-- TASK BRIEF --
Wherever the word "index" appears in a line, extract that line.
### INFORMATION PROVIDED ###
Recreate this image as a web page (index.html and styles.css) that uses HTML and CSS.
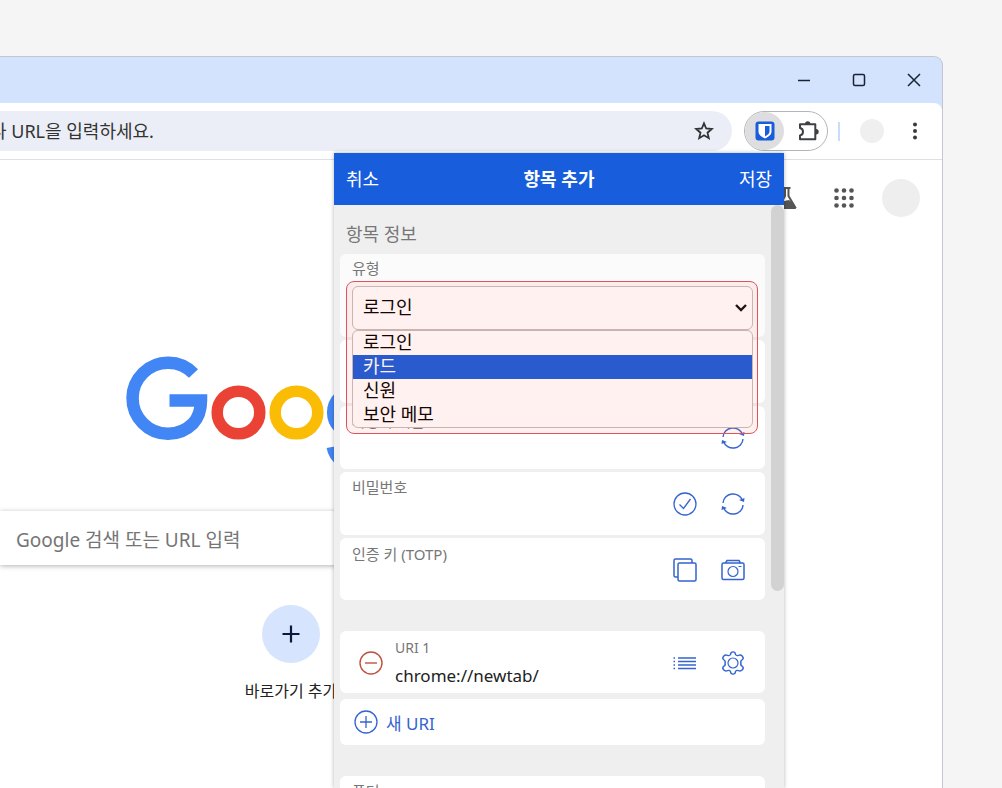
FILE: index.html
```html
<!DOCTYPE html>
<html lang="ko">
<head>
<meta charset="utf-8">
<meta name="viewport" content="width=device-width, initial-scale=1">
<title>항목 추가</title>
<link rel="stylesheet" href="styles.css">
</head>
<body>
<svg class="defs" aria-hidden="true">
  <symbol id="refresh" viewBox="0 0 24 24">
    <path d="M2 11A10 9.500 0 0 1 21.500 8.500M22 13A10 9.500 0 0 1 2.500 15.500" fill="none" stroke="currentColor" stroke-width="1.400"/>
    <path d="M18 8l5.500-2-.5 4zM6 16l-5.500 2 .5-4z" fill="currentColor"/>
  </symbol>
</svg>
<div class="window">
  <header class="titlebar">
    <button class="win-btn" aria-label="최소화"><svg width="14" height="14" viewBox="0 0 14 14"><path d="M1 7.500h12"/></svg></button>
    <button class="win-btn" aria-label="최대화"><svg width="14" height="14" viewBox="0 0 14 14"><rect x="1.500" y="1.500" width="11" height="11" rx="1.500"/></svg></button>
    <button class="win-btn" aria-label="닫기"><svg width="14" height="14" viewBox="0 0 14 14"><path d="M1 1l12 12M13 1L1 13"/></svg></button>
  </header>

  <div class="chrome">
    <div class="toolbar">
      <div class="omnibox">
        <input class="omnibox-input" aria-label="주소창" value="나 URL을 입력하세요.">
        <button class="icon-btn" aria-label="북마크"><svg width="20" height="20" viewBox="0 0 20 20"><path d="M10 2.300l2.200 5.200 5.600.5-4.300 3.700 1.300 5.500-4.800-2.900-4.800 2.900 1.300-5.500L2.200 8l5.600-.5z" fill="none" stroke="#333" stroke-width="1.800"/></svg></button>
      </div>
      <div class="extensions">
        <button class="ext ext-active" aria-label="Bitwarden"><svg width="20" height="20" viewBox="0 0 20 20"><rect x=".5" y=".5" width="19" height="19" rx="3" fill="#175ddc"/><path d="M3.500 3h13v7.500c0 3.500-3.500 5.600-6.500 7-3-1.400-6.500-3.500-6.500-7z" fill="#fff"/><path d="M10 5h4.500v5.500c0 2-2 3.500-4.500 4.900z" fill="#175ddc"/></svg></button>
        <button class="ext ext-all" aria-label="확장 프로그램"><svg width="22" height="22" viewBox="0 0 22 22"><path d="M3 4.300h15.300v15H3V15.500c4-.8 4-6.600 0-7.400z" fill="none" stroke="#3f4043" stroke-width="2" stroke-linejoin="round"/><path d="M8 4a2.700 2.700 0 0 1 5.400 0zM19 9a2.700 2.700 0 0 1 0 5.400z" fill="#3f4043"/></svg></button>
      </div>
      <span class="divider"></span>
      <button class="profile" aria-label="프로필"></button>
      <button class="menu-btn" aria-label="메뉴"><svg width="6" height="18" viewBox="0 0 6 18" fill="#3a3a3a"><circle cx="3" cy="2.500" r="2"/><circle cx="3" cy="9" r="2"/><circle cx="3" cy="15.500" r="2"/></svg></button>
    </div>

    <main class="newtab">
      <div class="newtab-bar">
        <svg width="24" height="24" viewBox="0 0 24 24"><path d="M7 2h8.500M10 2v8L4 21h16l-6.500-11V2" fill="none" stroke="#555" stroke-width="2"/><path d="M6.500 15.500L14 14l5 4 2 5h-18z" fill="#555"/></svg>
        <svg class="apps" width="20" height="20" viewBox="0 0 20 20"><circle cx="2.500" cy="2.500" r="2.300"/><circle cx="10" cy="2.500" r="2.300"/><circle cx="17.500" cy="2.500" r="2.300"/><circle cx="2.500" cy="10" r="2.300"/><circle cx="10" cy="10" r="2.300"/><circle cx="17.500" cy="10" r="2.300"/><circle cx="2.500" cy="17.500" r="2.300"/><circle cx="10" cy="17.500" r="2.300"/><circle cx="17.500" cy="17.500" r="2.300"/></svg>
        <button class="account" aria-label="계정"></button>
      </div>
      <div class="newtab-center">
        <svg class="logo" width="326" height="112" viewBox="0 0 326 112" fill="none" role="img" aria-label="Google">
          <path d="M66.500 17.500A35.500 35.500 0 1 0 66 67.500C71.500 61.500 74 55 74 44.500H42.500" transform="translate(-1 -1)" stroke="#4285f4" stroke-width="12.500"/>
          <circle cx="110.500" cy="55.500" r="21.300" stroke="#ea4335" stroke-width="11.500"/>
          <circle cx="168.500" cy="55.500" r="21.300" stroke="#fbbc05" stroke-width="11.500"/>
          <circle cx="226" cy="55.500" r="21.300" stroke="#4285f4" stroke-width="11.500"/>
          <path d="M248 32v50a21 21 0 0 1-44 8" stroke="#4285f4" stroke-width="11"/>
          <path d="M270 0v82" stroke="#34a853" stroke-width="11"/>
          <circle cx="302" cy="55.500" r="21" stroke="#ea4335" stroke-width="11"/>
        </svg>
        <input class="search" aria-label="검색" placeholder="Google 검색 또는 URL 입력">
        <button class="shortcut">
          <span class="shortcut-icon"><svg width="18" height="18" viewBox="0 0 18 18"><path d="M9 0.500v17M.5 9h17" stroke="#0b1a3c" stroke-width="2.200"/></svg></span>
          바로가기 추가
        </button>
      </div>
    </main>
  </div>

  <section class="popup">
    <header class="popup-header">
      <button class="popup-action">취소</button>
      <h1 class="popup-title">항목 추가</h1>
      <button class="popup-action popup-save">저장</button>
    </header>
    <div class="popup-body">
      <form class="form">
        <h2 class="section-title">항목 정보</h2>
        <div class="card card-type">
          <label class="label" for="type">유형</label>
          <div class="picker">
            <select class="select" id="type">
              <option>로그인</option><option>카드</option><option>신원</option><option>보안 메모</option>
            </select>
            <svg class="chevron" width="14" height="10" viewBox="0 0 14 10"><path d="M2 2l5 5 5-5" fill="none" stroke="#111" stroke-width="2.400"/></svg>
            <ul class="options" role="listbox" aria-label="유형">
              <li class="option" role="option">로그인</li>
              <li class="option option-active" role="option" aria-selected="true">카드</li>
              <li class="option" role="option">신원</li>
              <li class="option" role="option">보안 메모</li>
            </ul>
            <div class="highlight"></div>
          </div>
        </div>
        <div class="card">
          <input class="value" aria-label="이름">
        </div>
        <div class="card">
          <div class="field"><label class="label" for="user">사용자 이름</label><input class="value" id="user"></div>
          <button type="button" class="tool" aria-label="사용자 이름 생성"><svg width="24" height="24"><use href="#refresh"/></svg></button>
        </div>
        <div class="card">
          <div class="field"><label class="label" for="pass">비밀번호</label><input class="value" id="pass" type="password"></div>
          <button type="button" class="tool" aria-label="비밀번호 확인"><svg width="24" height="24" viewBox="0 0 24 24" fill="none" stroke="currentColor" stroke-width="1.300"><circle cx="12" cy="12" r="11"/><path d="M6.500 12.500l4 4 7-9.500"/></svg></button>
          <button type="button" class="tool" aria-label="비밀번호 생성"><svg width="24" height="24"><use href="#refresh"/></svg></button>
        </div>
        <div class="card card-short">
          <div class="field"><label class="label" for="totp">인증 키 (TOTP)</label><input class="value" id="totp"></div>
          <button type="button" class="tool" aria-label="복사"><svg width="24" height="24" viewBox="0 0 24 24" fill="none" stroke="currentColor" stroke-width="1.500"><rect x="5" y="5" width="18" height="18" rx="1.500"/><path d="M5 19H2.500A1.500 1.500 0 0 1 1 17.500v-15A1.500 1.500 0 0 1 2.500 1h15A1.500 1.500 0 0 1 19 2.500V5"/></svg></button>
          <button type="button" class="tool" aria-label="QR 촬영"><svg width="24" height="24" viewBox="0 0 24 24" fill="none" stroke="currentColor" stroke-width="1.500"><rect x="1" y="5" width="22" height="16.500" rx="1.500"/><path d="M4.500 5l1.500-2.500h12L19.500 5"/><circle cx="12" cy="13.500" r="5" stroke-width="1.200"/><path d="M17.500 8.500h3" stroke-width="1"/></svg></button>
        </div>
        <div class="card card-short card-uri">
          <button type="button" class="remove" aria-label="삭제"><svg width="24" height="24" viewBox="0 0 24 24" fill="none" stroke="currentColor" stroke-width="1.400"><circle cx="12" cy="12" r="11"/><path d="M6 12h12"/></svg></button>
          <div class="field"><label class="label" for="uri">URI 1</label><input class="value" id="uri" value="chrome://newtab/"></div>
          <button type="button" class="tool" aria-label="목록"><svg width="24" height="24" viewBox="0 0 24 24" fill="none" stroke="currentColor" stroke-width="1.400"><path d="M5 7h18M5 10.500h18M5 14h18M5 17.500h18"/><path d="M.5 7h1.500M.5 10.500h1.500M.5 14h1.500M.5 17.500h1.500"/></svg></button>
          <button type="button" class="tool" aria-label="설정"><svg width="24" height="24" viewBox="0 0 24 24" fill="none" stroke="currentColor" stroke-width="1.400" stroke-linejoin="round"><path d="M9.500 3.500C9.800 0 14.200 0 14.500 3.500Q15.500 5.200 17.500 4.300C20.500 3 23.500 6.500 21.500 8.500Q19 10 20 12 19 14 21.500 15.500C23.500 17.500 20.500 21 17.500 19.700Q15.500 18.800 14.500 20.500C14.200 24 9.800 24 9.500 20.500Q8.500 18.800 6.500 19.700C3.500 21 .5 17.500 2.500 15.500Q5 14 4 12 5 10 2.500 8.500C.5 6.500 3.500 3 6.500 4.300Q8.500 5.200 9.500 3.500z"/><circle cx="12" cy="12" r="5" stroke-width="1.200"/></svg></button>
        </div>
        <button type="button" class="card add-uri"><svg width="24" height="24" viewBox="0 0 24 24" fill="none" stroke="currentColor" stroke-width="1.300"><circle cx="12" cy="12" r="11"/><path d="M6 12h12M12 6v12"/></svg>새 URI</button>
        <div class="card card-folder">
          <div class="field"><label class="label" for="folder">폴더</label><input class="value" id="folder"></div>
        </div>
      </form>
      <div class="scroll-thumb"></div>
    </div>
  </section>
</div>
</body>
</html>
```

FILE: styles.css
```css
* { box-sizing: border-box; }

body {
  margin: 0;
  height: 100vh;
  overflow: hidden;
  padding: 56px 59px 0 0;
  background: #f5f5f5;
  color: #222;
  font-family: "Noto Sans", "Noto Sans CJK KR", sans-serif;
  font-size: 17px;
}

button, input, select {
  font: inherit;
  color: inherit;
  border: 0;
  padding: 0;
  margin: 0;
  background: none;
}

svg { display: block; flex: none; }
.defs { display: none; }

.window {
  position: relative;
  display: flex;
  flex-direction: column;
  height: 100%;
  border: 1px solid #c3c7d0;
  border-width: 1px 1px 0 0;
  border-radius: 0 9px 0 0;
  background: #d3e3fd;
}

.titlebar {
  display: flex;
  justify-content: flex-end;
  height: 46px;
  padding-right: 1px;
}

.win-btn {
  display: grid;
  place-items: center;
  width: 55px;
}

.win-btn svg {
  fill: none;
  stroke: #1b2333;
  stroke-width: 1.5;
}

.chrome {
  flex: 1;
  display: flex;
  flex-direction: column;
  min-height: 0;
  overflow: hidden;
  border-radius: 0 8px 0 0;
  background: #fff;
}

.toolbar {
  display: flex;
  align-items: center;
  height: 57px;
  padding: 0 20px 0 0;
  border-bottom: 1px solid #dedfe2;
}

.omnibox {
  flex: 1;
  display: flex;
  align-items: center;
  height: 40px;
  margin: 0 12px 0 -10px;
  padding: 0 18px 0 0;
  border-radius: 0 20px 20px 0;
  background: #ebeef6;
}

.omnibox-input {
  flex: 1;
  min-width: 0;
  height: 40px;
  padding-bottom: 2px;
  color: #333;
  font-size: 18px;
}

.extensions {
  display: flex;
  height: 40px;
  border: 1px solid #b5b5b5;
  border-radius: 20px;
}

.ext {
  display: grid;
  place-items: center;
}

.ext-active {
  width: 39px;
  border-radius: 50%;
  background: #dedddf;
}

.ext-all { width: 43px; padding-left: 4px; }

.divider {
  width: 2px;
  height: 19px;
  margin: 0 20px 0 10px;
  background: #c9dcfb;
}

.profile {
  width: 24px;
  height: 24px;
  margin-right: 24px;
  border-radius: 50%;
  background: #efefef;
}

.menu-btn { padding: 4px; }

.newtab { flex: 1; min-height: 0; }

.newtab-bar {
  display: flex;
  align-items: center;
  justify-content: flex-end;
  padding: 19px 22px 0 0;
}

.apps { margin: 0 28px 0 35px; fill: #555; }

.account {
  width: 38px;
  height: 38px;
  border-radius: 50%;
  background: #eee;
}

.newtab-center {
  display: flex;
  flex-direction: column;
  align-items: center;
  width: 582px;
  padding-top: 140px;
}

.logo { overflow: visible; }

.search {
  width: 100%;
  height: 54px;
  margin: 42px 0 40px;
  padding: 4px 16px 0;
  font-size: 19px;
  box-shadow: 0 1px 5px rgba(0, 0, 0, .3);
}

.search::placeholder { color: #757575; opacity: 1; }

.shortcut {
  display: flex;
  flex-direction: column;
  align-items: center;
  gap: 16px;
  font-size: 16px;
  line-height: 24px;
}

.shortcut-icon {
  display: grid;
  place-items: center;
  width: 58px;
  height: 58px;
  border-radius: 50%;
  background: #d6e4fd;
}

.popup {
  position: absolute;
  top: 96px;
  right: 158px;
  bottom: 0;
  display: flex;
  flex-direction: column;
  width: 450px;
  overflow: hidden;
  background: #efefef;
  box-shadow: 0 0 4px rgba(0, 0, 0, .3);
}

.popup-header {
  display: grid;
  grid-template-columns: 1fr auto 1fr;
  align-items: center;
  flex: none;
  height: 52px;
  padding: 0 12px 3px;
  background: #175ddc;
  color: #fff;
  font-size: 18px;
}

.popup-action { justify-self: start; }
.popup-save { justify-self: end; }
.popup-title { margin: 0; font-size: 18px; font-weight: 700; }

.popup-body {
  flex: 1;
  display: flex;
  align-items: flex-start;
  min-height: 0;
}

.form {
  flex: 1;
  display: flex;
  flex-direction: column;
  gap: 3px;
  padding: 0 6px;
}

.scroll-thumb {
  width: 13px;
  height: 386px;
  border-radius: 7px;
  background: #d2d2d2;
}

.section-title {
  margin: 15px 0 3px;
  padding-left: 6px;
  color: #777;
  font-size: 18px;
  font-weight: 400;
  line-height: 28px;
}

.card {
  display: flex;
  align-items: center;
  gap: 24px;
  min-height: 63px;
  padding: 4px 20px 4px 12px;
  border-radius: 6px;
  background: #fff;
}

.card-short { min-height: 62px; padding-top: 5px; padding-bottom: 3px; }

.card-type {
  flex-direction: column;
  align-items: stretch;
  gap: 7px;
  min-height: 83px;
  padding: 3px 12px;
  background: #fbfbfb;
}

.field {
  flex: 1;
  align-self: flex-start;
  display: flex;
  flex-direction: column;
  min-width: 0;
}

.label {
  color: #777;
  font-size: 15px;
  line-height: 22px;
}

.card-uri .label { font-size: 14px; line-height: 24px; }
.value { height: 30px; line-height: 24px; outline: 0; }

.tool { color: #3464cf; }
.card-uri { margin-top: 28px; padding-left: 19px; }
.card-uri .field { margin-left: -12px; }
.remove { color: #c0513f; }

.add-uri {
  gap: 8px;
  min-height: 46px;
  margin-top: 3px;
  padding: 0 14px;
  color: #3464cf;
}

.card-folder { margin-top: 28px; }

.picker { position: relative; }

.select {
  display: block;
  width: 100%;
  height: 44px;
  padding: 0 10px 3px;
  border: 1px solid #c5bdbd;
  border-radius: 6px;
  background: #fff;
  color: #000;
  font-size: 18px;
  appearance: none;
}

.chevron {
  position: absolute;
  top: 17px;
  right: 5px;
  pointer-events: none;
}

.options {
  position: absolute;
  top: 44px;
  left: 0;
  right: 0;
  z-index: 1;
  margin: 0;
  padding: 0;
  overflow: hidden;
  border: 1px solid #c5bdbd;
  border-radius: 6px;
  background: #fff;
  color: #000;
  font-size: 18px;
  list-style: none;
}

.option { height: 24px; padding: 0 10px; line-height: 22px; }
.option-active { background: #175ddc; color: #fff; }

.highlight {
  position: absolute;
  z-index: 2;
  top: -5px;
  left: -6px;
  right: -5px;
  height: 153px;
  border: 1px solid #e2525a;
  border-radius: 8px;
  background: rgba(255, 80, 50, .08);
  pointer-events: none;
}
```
###
-- COMPLETE OUTPUT --
Recreate this image as a web page (index.html and styles.css) that uses HTML and CSS.
FILE: index.html
  z-index: 1;
  z-index: 2;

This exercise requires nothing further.